Professor Snow Barlow is Professor of Horticulture and Viticulture at the Melbourne School of Land and Environment at the University of Melbourne

“The passing of the carbon bills through the House of Representatives today is an historic moment for Australians because it is the most significant move the nation has yet made to address Anthropogenic Climate Change. It will restructure the economy to dramatically decrease its carbon intensity and position current and future generations for continued prosperity. The bills cover the major sources of fossil fuel emissions within our economy, energy generation and transport.

Perhaps more importantly, the well-conceived architecture of these carbon pricing bills gives government the capacity to meet current and future national and international emissions reduction targets while encouraging the development of less carbon intensive industries.

Contrary to much of the public debate we are not ‘going it alone’. We are in the very good company of many of our major trading partners such as China, Korea, the nation state of California and the EU, who are concurrently introducing measures to decrease the carbon intensity of their economies. This well-structured carbon pricing package, competently implemented, has an excellent chance of achieving its objectives of controlling emissions, promoting low carbon innovation and ensuring that disadvantaged sectors of the community and industry do not suffer unfairly.

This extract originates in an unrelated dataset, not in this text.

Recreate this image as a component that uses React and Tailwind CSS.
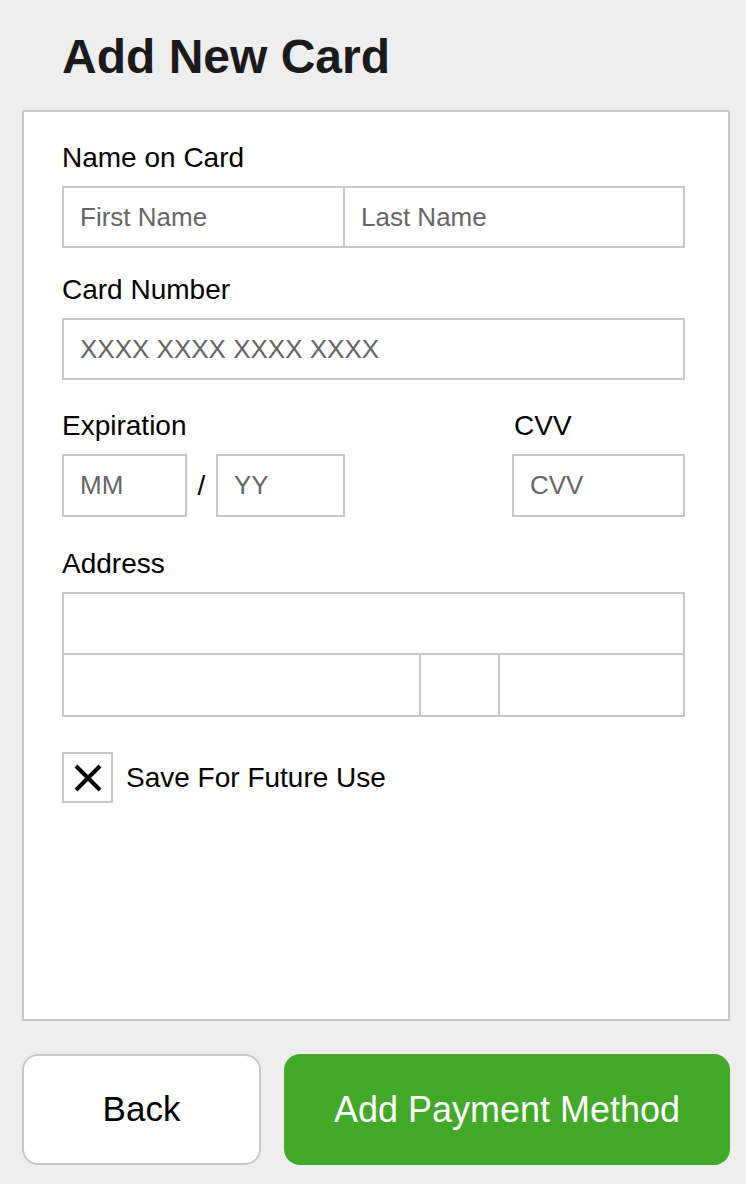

Within my particular area of expertise in the land-based sector, the package provides a much needed research, development and demonstration program. This will equip land managers to generate carbon credits by decreasing the carbon intensity of their activities while maintaining productivity and improving sustainability. Although agriculture is not a covered sector in the first phase of pricing carbon, the income flows will allow the sector to reconfigure the landscape into a more sustainable design while preparing our food production industries to remain competitive internationally in a future carbon-constrained world.”


Prof John Foster is Director of the UQ Energy Economics and Management Group at The University of Queensland

“It is NOT a ‘carbon tax’!! It is an emissions trading scheme with a temporary fixed price period (all such schemes have a temporary period where there is a fixed price as the system beds down).

I really despair when even science journalists are completely incapable of being clear on this and, in so doing just confuse the public, many of whom still think that they will see a carbon tax charge on their receipts, just like the GST.”


Professor Steven Sherwood is co-Director of the Climate Change Research Centre at The University of New South Wales

“This policy is only the first step compared to what will be needed in the years ahead to avert severe global warming. That will ultimately require leaving a lot of economically viable coal, shale oil, and other resources in the ground forever, or else capturing the carbon as they are burned — not just burning through them all a bit more slowly. The policy passed today seems to be as large a step as can be justified now; people will have to adjust to it, other nations will have to take further steps, and the consequences will have to be assessed. Then in a few more years, as we begin to adjust to new realities and learn from this experiment, we and the rest of the world will have to decide what stronger steps should follow it. We are in for a very long haul on this issue.”


Dr Richard Corkish is Head of the School of Photovoltaic and Renewable Energy Engineering at The University of New South Wales

“The advent of the carbon pricing legislation and the associated support for clean energy developments in the coming years is very exciting. It will bring this issue of global warming back to its rightful place as the most important facing our generation and bring to prominence Australia’s special place in the world as an R&D leader in renewable energy technology. It will encourage us to discuss our special advantages that allow us to be one of the few developed countries that could very easily be 100% reliant on renewable energy. This is a very positive step!”